The literary giant maintained his criticism that the new national secretary of the All Progressives Congress (APC), Iyiola Omisore, was unfit for the office and “compensating him with that position was erroneous on the part of governance and politics.”
He said, “What I am saying is that once you have been involved in a certain form of activity which will lead to the extinction of a good man, you should not be in a certain position in society.
“If Buhari and the APC leadership want to reward someone like Omisore, they should give him an embassy somewhere, maybe in Ukraine. But don’t make him a National Secretary of a ruling party. That is where we are concerned. We are talking about governance and about those in charge of the health and well-being of our society.”
A former colonial police officer and now a Senior Advocate of Nigeria, Solomon Asemota, expressed worries about the 2023 elections and the issue of who would succeed President Muhammadu Buhari.
Asemota warned against a break-up of the country, saying anyone advising a break-up would be giving bad counselling.

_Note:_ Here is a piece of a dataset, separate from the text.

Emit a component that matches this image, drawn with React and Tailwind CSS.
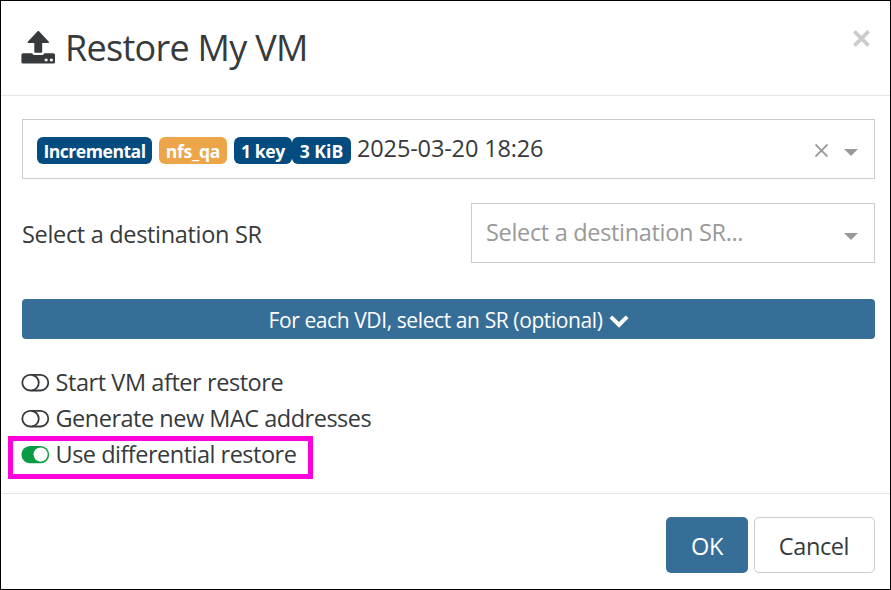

Femi Falana, a senior advocate, who headlined the event, along with Wole Soyinka, stressed that he would defend Soyinka in case the latter’s speech at the event turned into a litigation.
Falana said, “Prof has already dragged me out. So in case he is sued, I have to be his lawyer. I pledge here that if you are sued for exercising your freedom, we would not have you tried like Mubarak Bala. We will defend you free of charge because you are taking up a public interest matter.”